**MATERIAL TO PROCESS**
——————————
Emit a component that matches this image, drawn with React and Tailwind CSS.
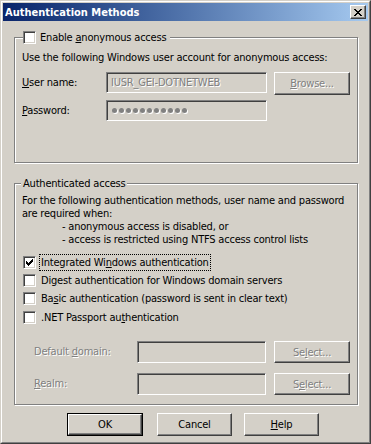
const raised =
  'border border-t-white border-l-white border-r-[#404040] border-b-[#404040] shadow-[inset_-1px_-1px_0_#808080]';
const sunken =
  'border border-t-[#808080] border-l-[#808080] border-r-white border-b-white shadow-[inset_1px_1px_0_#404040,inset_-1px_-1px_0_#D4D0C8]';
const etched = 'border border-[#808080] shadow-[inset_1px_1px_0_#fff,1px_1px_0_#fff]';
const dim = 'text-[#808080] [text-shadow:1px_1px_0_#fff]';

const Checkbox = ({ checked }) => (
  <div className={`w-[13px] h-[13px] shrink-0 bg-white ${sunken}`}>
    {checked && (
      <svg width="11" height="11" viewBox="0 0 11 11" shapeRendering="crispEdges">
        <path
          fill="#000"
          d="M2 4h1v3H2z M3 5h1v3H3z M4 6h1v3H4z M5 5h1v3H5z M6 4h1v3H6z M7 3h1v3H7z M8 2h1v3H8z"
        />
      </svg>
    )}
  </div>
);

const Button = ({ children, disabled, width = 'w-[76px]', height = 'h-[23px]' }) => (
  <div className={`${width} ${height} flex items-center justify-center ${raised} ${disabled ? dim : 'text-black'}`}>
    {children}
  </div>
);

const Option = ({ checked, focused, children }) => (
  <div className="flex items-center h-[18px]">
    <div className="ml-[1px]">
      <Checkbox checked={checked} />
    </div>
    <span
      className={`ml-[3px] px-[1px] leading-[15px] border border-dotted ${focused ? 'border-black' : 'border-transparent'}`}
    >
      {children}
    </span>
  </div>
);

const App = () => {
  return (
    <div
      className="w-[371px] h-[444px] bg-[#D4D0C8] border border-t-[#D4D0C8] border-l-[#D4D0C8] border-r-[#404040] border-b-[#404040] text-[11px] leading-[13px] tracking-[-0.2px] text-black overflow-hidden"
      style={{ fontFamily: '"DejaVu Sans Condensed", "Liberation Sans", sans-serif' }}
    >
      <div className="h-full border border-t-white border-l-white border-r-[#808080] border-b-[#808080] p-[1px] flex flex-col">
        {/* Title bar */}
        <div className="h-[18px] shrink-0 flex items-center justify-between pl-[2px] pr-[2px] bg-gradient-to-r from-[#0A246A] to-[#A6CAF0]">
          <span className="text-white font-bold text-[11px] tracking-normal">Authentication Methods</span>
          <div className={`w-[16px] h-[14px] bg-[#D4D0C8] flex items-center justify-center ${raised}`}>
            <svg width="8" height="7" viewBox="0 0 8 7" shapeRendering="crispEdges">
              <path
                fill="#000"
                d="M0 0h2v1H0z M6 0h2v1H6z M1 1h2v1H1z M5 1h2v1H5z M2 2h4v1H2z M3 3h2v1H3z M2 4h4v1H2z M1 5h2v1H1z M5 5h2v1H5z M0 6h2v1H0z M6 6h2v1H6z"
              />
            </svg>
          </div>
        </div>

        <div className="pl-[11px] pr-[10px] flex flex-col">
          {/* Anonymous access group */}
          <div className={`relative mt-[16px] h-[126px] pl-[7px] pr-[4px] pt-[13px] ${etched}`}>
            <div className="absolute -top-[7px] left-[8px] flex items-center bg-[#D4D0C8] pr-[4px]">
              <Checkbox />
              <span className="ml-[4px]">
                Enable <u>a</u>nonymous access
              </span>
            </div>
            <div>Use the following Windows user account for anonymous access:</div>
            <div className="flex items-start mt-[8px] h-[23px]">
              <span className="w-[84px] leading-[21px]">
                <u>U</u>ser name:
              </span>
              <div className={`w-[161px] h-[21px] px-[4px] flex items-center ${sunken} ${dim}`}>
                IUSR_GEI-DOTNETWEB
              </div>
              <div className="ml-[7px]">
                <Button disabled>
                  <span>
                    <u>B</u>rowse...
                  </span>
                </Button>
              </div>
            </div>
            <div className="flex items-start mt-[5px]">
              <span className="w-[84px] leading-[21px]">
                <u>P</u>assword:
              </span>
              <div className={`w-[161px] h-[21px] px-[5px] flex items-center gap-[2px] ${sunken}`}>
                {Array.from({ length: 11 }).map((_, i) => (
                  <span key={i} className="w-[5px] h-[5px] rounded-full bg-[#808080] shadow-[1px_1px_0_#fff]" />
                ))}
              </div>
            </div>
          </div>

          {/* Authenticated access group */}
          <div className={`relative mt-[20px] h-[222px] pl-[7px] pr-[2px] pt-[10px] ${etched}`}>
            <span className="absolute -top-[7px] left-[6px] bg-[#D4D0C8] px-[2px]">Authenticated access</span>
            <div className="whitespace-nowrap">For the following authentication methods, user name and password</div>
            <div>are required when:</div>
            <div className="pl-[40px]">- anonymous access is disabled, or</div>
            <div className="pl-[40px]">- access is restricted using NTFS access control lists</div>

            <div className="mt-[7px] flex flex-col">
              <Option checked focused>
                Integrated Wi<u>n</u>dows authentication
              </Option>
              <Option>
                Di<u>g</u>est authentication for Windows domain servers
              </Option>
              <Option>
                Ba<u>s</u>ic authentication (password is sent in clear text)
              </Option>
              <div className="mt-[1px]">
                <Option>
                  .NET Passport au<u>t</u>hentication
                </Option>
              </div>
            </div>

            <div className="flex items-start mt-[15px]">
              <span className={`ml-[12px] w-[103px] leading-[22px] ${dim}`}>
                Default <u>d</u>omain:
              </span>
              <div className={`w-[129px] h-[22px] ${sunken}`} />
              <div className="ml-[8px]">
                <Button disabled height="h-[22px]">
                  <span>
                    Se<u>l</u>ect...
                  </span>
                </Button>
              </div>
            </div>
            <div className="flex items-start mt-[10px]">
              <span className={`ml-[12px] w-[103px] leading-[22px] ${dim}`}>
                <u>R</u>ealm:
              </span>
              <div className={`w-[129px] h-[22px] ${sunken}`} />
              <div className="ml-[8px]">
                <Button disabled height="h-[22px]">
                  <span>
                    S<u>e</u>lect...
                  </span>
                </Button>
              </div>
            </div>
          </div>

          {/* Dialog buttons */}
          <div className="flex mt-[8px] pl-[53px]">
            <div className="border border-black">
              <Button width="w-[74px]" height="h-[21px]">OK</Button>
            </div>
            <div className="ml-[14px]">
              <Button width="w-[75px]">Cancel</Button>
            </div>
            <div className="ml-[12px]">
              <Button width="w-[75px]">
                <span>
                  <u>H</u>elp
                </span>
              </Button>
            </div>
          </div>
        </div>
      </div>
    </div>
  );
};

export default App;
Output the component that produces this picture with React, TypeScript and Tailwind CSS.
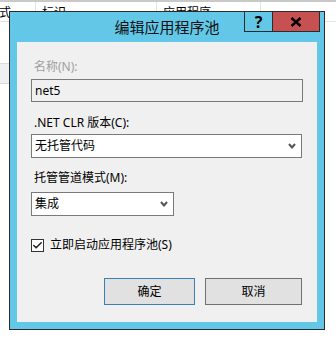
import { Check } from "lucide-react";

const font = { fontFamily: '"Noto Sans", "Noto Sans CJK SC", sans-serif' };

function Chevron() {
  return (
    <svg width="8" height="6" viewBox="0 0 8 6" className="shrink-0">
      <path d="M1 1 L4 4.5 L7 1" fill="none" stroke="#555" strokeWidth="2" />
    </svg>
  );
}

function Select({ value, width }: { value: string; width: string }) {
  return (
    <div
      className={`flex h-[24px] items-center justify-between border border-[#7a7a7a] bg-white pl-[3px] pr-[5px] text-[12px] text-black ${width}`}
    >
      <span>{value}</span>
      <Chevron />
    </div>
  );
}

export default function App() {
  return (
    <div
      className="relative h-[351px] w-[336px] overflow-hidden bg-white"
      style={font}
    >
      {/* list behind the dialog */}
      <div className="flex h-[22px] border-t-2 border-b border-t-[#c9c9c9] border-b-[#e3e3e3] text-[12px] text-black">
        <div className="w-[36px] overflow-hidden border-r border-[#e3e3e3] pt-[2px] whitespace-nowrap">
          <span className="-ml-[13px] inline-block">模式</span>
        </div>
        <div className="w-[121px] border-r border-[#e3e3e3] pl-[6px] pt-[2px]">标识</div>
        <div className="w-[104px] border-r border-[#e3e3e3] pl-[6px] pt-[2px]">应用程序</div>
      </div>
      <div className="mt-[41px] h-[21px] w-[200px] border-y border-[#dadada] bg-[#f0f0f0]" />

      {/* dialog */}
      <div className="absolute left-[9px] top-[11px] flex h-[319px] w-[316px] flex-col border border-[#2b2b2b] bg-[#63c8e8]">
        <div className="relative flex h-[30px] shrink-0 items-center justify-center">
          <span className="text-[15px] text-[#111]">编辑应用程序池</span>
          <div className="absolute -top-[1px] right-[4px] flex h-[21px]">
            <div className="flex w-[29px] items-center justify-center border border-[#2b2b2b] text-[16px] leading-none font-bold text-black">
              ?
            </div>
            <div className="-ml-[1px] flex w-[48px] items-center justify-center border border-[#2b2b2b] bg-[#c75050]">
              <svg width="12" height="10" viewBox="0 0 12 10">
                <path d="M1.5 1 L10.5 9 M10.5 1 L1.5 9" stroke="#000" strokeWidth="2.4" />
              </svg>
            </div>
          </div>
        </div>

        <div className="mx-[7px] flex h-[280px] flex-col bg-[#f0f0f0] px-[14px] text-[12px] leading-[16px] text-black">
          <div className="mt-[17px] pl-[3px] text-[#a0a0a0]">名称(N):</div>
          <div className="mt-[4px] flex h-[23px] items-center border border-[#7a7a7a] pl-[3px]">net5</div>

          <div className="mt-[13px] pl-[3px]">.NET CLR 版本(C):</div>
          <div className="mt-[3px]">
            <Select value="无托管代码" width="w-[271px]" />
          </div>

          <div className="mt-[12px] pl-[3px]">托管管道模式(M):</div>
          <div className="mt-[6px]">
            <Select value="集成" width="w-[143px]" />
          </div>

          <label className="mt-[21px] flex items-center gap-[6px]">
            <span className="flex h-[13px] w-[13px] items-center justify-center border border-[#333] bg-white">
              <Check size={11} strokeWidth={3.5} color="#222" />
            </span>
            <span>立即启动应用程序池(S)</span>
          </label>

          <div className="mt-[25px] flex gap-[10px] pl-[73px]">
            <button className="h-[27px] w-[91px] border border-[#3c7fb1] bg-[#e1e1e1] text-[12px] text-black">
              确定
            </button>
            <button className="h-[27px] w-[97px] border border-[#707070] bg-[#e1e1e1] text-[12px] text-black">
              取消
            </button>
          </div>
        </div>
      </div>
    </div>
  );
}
——————————
**WHAT IS ASKED**
Using the entries above, transcribe every line from the line containing "Output the component" through the line containing "h-[21px] w-[200px] border-y". Do not copy pictures.

**TASK SOLUTION**
Output the component that produces this picture with React, TypeScript and Tailwind CSS.
import { Check } from "lucide-react";

const font = { fontFamily: '"Noto Sans", "Noto Sans CJK SC", sans-serif' };

function Chevron() {
  return (
    <svg width="8" height="6" viewBox="0 0 8 6" className="shrink-0">
      <path d="M1 1 L4 4.5 L7 1" fill="none" stroke="#555" strokeWidth="2" />
    </svg>
  );
}

function Select({ value, width }: { value: string; width: string }) {
  return (
    <div
      className={`flex h-[24px] items-center justify-between border border-[#7a7a7a] bg-white pl-[3px] pr-[5px] text-[12px] text-black ${width}`}
    >
      <span>{value}</span>
      <Chevron />
    </div>
  );
}

export default function App() {
  return (
    <div
      className="relative h-[351px] w-[336px] overflow-hidden bg-white"
      style={font}
    >
      {/* list behind the dialog */}
      <div className="flex h-[22px] border-t-2 border-b border-t-[#c9c9c9] border-b-[#e3e3e3] text-[12px] text-black">
        <div className="w-[36px] overflow-hidden border-r border-[#e3e3e3] pt-[2px] whitespace-nowrap">
          <span className="-ml-[13px] inline-block">模式</span>
        </div>
        <div className="w-[121px] border-r border-[#e3e3e3] pl-[6px] pt-[2px]">标识</div>
        <div className="w-[104px] border-r border-[#e3e3e3] pl-[6px] pt-[2px]">应用程序</div>
      </div>
      <div className="mt-[41px] h-[21px] w-[200px] border-y border-[#dadada] bg-[#f0f0f0]" />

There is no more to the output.